Named Entity Recognition
The task of Named Entity Recognition is trying to label words belonging to a certain group. The entities we are looking to recognize may be proper nouns, quantities, or even just words belonging to a certain category, such as animals. A possible application of this would be to track co-occurrence of characters in different chapters in a book.
Search
Search attempts to retrieve documents that are similar to your query. In order to do this, there must be some way to compute the similarity between documents. A search query can be thought of as a small input document, and the outputs could be relevant documents stored in the corpus.
Document Summarization
Document summarization takes documents which are longer, and attempts to output a document with the same meaning by finding relevant snippets or by generating a smaller document that conveys the meaning of the first document.
Text Prediction
Text prediction attempts to predict future text inputs from a user based on previous text inputs. Predictive text is used in search engines and also on smartphones to help correct inputs and speed up the process of text input.
Summary and Outro
We’ve looked at a general process or ‘interpretive loop’ for NLP. We’ve also seen a variety of different tasks you can accomplish with NLP. We used Python to generate text based on one of the models available through HuggingFace. Hopefully this gives some ideas about how you might use NLP in your area of research.

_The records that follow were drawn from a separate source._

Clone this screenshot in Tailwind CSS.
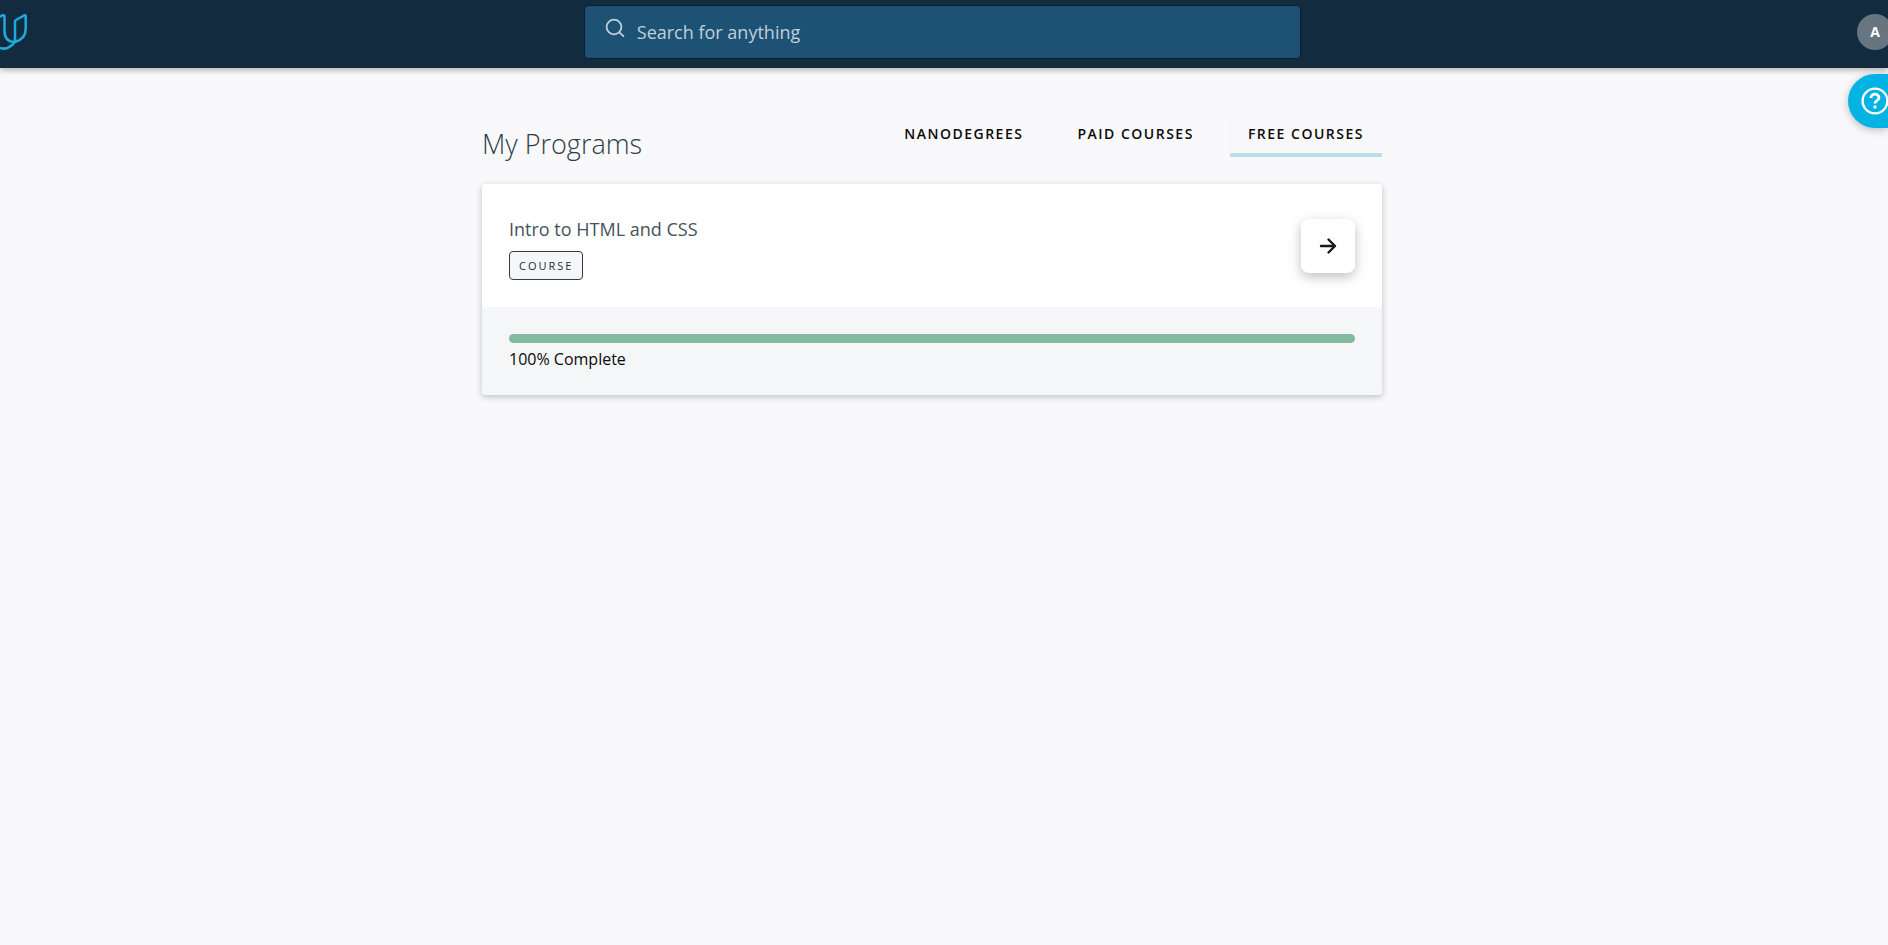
<!DOCTYPE html>
<html lang="en">
<head>
<meta charset="utf-8">
<meta name="viewport" content="width=device-width, initial-scale=1">
<title>My Programs</title>
<script src="https://cdn.jsdelivr.net/npm/@tailwindcss/browser@4"></script>
</head>
<body class="min-h-screen overflow-x-hidden bg-[#f9f9fb] font-['Open_Sans',sans-serif] text-[#0b0b0b]">
<header class="relative flex h-17 items-center justify-between bg-[#122b3e] pb-1 shadow-[0_2px_6px_rgba(0,0,0,0.3)]">
  <a href="#" aria-label="Home" class="-ml-4 block w-11">
    <svg class="h-9 w-11" viewBox="0 0 44 36" fill="none" stroke="#1cabdc" stroke-width="2.5" stroke-linejoin="round" stroke-linecap="round">
      <path d="M9 6 18.500 1.300Q20.500 0.600 20.500 2.500V17C20.500 24 24 28 31 28V7.500Q31 6.500 32 6L40 1.500Q41.700 0.800 41.700 2.500V15C41.700 22 38 26 31 28C27 33 22 36 16 34C11 32 9 27 9 20V6"/>
    </svg>
  </a>
  <form class="flex h-[54px] w-[38%] min-w-80 items-center rounded border border-[#0b1f2f] bg-[#1e5274] pl-5">
    <svg class="mb-2 size-5 shrink-0" viewBox="0 0 20 20" fill="none" stroke="#bfd0da" stroke-width="1.8" stroke-linecap="round"><circle cx="9" cy="9" r="7.4"/><path d="m14.4 14.4 4 3.8"/></svg>
    <input type="search" aria-label="Search for anything" placeholder="Search for anything" class="ml-3 h-full min-w-0 flex-1 bg-transparent text-lg text-white outline-none placeholder:text-[#bfd0da]">
  </form>
  <button aria-label="Account" class="-mr-[5px] size-9 rounded-full bg-[#66757f] text-sm font-bold text-white">A</button>
</header>
<button aria-label="Help" class="absolute top-[74px] right-0 flex h-[54px] w-10 items-center overflow-hidden rounded-l-full bg-[#02b3e4] pl-3 shadow-[0_2px_8px_rgba(0,0,0,0.25)]">
  <svg class="size-7 shrink-0" viewBox="0 0 28 28" fill="none" stroke="#fff" stroke-width="2.4"><circle cx="15" cy="14" r="12.400"/><path d="M11 11C11 6 19 6 19 10.800C19 13.500 15 13.500 15 16.500" stroke-width="2.800"/><circle cx="15" cy="20" r="1.700" fill="#fff" stroke="none"/></svg>
</button>
<main class="pt-12 pr-6">
  <div class="mx-auto max-w-[900px]">
    <div class="flex items-start justify-between">
      <h1 class="mt-2 text-[27px] leading-10 font-light text-[#2e3d49]">My Programs</h1>
      <nav class="flex gap-[18px] text-sm leading-5 font-semibold tracking-[1.5px]">
        <a href="#" class="border-b-4 border-transparent px-[18px] pt-2 pb-[9px]">NANODEGREES</a>
        <a href="#" class="border-b-4 border-transparent px-[18px] pt-2 pb-[9px]">PAID COURSES</a>
        <a href="#" aria-current="page" class="border-b-4 border-[#bbe0ea] bg-[#f8f8fa] px-[18px] pt-2 pb-[9px]">FREE COURSES</a>
      </nav>
    </div>
    <article class="mt-5 rounded bg-white shadow-[0_2px_6px_rgba(46,61,73,0.3)]">
      <div class="flex items-center justify-between px-[27px] py-[27px]">
        <div>
          <h2 class="text-lg leading-9 text-[#46515b]">Intro to HTML and CSS</h2>
          <span class="mt-1 inline-block rounded border border-[#2e3d49] bg-[#f5f6f8] px-[9px] text-[11px] leading-[27px] tracking-[2px] text-[#1f2c37]">COURSE</span>
        </div>
        <button aria-label="Open Intro to HTML and CSS" class="flex size-[54px] items-center justify-center rounded-lg bg-white shadow-[0_4px_12px_rgba(0,0,0,0.25)]">
          <svg class="size-5" viewBox="0 0 20 20" fill="none" stroke="#171a1e" stroke-width="2.400" stroke-linecap="round" stroke-linejoin="round"><path d="M3 10h14M10.500 3.500l6.500 6.500-6.500 6.500"/></svg>
        </button>
      </div>
      <div class="rounded-b bg-[#f4f6f8] px-[27px] pt-[27px] pb-6">
        <div role="progressbar" aria-label="Course progress" aria-valuenow="100" aria-valuemin="0" aria-valuemax="100" class="h-[9px] rounded-full bg-[#83ba9f]"></div>
        <p class="mt-1 text-base leading-6">100% Complete</p>
      </div>
    </article>
  </div>
</main>
</body>
</html>
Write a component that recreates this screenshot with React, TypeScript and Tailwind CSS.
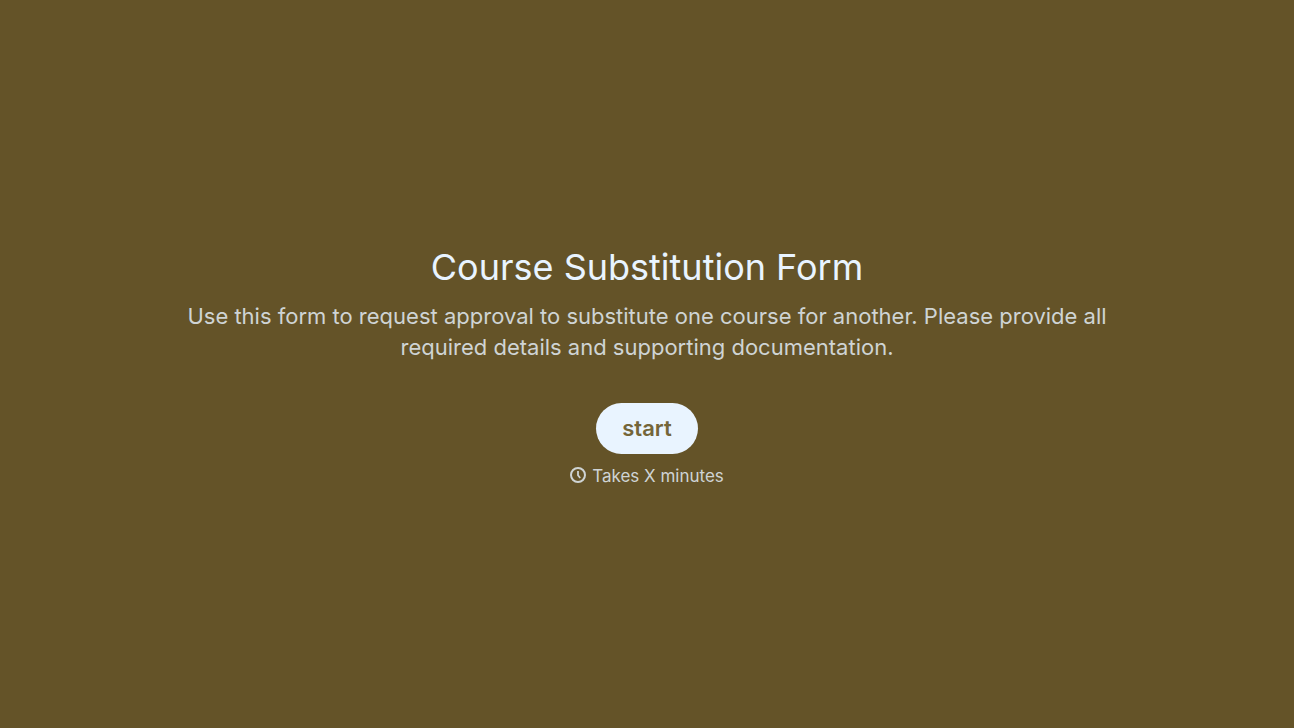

In the lessons that follow, we will be working on better understanding what is happening in these models. Before we can use a model though, we need to make sure we have data to build our model on. Our next lesson will be looking at one tool to build a dataset called APIs.
Key Points
NLP is comprised of models that perform different tasks.
Our workflow for an NLP project consists of designing, preprocessing, representation, running, creating output, and interpreting that output.
NLP tasks can be adapted to suit different research interests.